La prima proposta della Comunità è lo sviluppo di un sistema di "humanitarian desk" in Marocco e Libano, ovvero un primo grande censimento in loco dei richiedenti asilo, a cui andrebbe dato, se le condizioni fossero positive, lo status di rifugiati. «Abbiamo l'esempio positivo della Germania, che lo scorso anno ha rilasciato 20 mila visti umanitari - ha ricordato Impagliazzo - Il progetto sarebbe interamente finanziato con l'8 per mille della Chiesa valdese e con il 5 per mille della Comunità di 
Sant'Egidio».
Dalla Comunità trasteverina anche un'altra proposta: «Avviare delle "private sponsorship" per richiedenti asilo. Si tratta di dare a un'associazione, in accordo con il ministero dell'Interno, la possibilità di far arrivare dal Paese di provenienza gruppi di persone che necessitano di accoglienza, evitando così rischiosissimi viaggi».

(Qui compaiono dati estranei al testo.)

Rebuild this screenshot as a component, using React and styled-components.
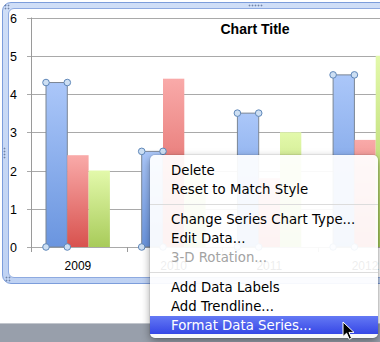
import styled, { createGlobalStyle } from "styled-components"

const GlobalStyle = createGlobalStyle`
    html, body {
        margin: 0;
        padding: 0;
        background: #ffffff;
        overflow: hidden;
    }
    body {
        width: 380px;
        height: 342px;
        font-family: "Liberation Sans", Arial, sans-serif;
    }
`

const Stage = styled.div`
    position: relative;
    width: 380px;
    height: 342px;
    display: flex;
    flex-direction: column;
    overflow: hidden;
`
const Workspace = styled.div`
    flex: 1;
    padding: 2px 0 0 2px;
    background: #ffffff;
`
const ChartFrame = styled.div`
    position: relative;
    width: 420px;
    height: 282px;
    box-sizing: border-box;
    padding: 5px;
    border: 1px solid #7c9ddb;
    border-radius: 9px;
    background: linear-gradient(#cfdef7, #bfd2f3);
`
const ChartArea = styled.div`
    height: 100%;
    box-sizing: border-box;
    border: 1px solid #8eaae0;
    border-radius: 6px;
    background: #ffffff;
    overflow: hidden;

    svg {
        display: block;
    }
`
// little dotted resize grips sitting on the frame border
const Grip = styled.div`
    position: absolute;
    left: ${p => p.$x}px;
    top: ${p => p.$y}px;
    width: ${p => p.$w}px;
    height: ${p => p.$h}px;
    background-image: radial-gradient(circle, #5a6f95 0.8px, transparent 1.1px);
    background-size: 3px 3px;
    opacity: 0.8;
`
const StatusBar = styled.div`
    height: 18px;
    border-top: 1px solid #c2c6cd;
    background: #989fab;
`
const Menu = styled.div`
    position: absolute;
    left: 150px;
    top: 155px;
    width: 228px;
    padding: 6px 0 4px;
    border-radius: 5px;
    background: rgba(255, 255, 255, 0.93);
    box-shadow: 0 3px 9px rgba(0, 0, 0, 0.38), 0 0 0 1px rgba(0, 0, 0, 0.06);
    font-family: "DejaVu Sans", "Liberation Sans", sans-serif;
    font-size: 13.3px;
`
const Item = styled.div`
    height: ${p => (p.$active ? 18 : 19)}px;
    line-height: 19px;
    padding-left: 21px;
    white-space: nowrap;
    color: ${p => (p.$active ? "#ffffff" : p.$disabled ? "#a3a3a3" : "#000000")};
    background: ${p => (p.$active ? "linear-gradient(#6479f4, #3647e6)" : "transparent")};
`
const Separator = styled.div`
    height: 1px;
    margin: 5px 0;
    background: #dcdcdc;
`
const Cursor = styled.svg`
    position: absolute;
    left: 342px;
    top: 321px;
`

const values = {
    blue: [4.3, 2.5, 3.5, 4.5],
    red: [2.4, 4.4, 1.8, 2.8],
    green: [2.0, 2.0, 3.0, 5.0],
}
const fills = { blue: "url(#gBlue)", red: "url(#gRed)", green: "url(#gGreen)" }
const years = ["2009", "2010", "2011", "2012"]
const base = 247
const unit = 38.25
const catW = 95.7
const barW = 21.3
const yOf = v => base - v * unit
const crisp = v => Math.round(v) + 0.5

function Chart() {
    const series = ["blue", "red", "green"]
    return (
        <svg width="406" height="268" viewBox="9 9 406 268">
            <defs>
                <linearGradient id="gBlue" x1="0" y1="0" x2="0" y2="1">
                    <stop offset="0" stopColor="#abc7f9" />
                    <stop offset="1" stopColor="#6a95df" />
                </linearGradient>
                <linearGradient id="gRed" x1="0" y1="0" x2="0" y2="1">
                    <stop offset="0" stopColor="#f9aaa9" />
                    <stop offset="1" stopColor="#d8524e" />
                </linearGradient>
                <linearGradient id="gGreen" x1="0" y1="0" x2="0" y2="1">
                    <stop offset="0" stopColor="#e3f9ab" />
                    <stop offset="1" stopColor="#a8cb5a" />
                </linearGradient>
            </defs>

            {[0, 1, 2, 3, 4, 5, 6].map(v => (
                <g key={v}>
                    <line x1="27" x2="420" y1={crisp(yOf(v))} y2={crisp(yOf(v))} stroke="#a9a9a9" />
                    <text x="17" y={yOf(v) + 5} textAnchor="end" fontSize="12.5" fill="#000">{v}</text>
                </g>
            ))}
            <line x1="31.5" x2="31.5" y1={yOf(6)} y2={base + 4} stroke="#9a9a9a" />
            {[0, 1, 2, 3, 4].map(i => (
                <line key={i} x1={crisp(31 + i * catW)} x2={crisp(31 + i * catW)} y1={base} y2={base + 5} stroke="#9a9a9a" />
            ))}

            <text x="255" y="33.5" textAnchor="middle" fontSize="14" fontWeight="bold" fill="#000">Chart Title</text>

            {years.map((y, i) => {
                const x0 = 31 + i * catW + 15
                return (
                    <g key={y}>
                        {series.map((s, j) => {
                            const t = yOf(values[s][i])
                            return (
                                <rect
                                    key={s}
                                    x={x0 + j * barW}
                                    y={t}
                                    width={barW}
                                    height={base - t}
                                    fill={fills[s]}
                                    stroke={s === "blue" ? "#7b8594" : "none"}
                                />
                            )
                        })}
                        <text x={x0 + barW * 1.5} y="269.5" textAnchor="middle" fontSize="12" fill="#000">{y}</text>
                    </g>
                )
            })}

            {/* selection handles on the selected (blue) series */}
            {years.map((y, i) => {
                const x0 = 31 + i * catW + 15
                const t = yOf(values.blue[i])
                return [[x0, t], [x0 + barW, t], [x0, base], [x0 + barW, base]].map(([cx, cy], k) => (
                    <circle key={y + k} cx={cx} cy={cy} r="3.3" fill="#cddff3" stroke="#5f87b9" />
                ))
            })}
        </svg>
    )
}

export default function App() {
    return (
        <Stage>
            <GlobalStyle />
            <Workspace>
                <ChartFrame>
                    <ChartArea>
                        <Chart />
                    </ChartArea>
                    <Grip $x={1} $y={1} $w={6} $h={6} />
                    <Grip $x={245} $y={1} $w={15} $h={3} />
                    <Grip $x={0} $y={144} $w={3} $h={12} />
                    <Grip $x={2} $y={273} $w={6} $h={6} />
                </ChartFrame>
            </Workspace>
            <StatusBar />
            <Menu>
                <Item>Delete</Item>
                <Item>Reset to Match Style</Item>
                <Separator />
                <Item>Change Series Chart Type...</Item>
                <Item>Edit Data...</Item>
                <Item $disabled>3-D Rotation...</Item>
                <Separator />
                <Item>Add Data Labels</Item>
                <Item>Add Trendline...</Item>
                <Item $active>Format Data Series...</Item>
            </Menu>
            <Cursor width="14" height="20" viewBox="0 0 14 20">
                <path d="M1 1 L1 15.5 L4.6 12.2 L7.2 18.2 L9.6 17.2 L7 11.4 L12 11.4 Z" fill="#000" stroke="#fff" strokeWidth="1" strokeLinejoin="round" />
            </Cursor>
        </Stage>
    )
}
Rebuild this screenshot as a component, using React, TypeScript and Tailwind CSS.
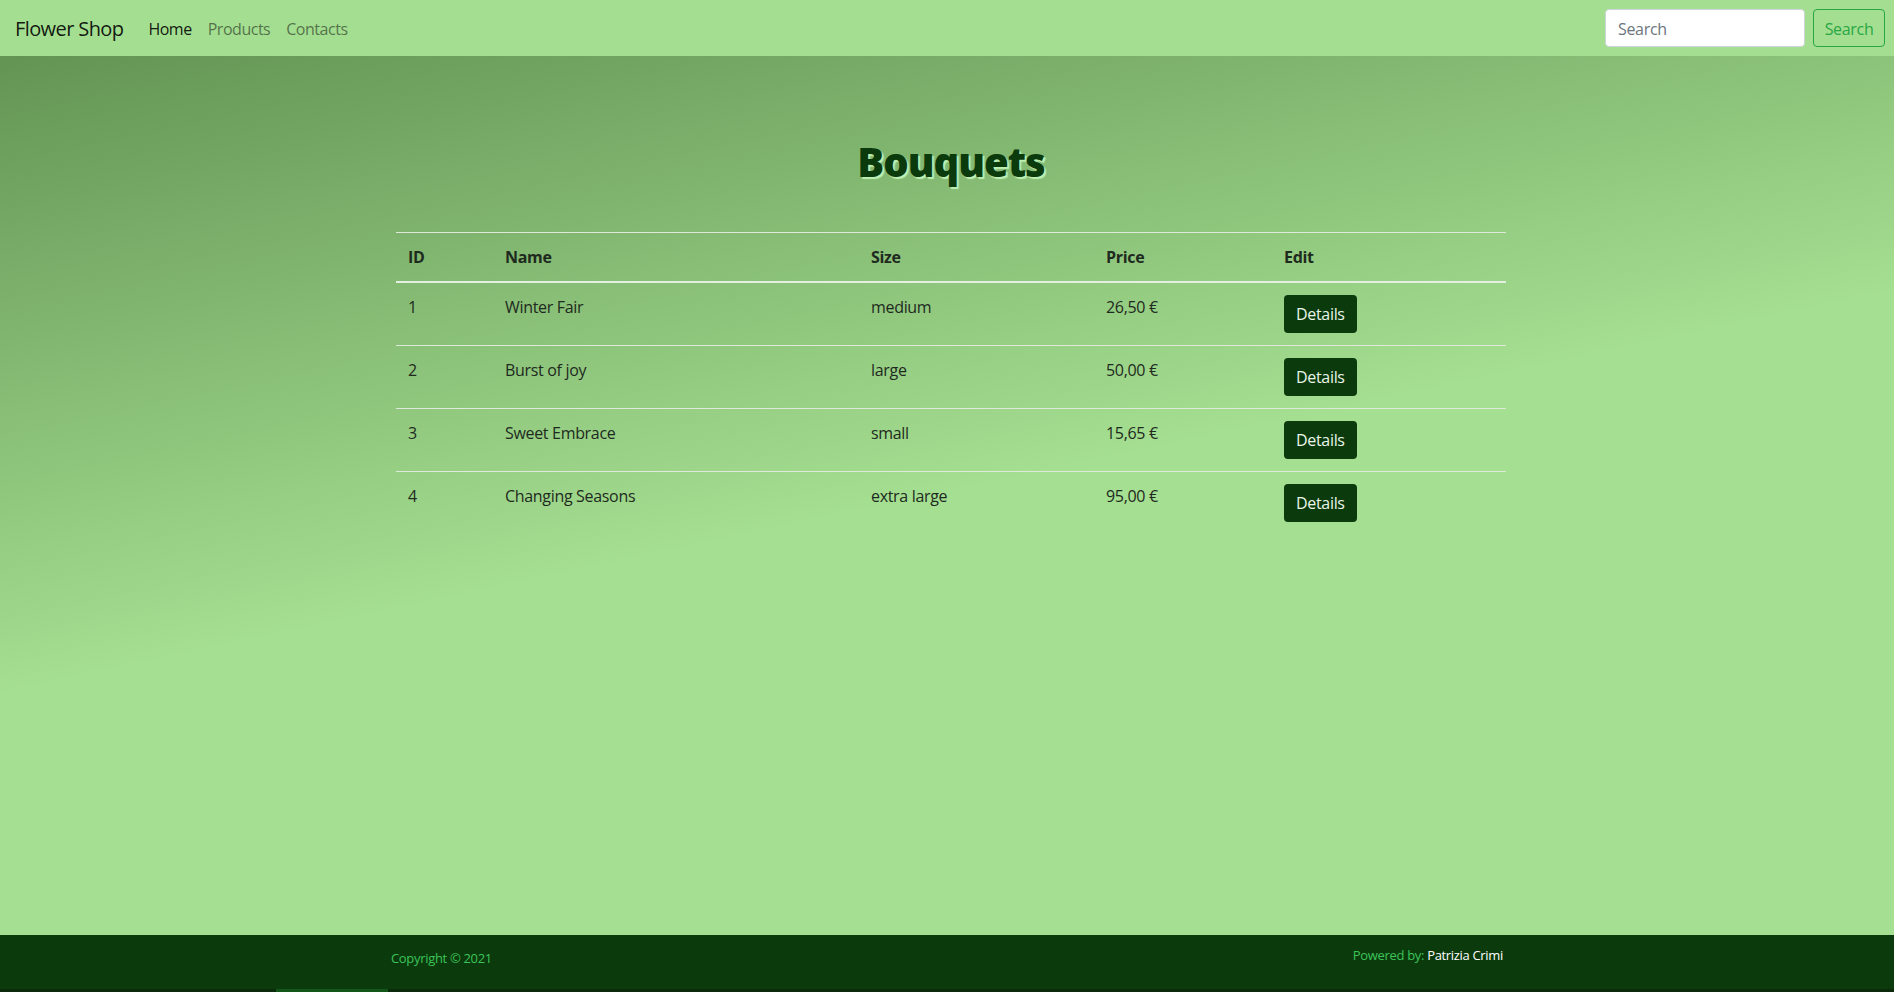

Ultima proposta: il rilascio di permessi per motivi umanitari per coloro che sono già in Italia. «È una decisione che può prendere il presidente del Consiglio con un decreto - ha spiegato Impagliazzo -. Questi permessi darebbero ai profughi la possibilità di lavorare e permetterebbero di superare la frontiera italiana».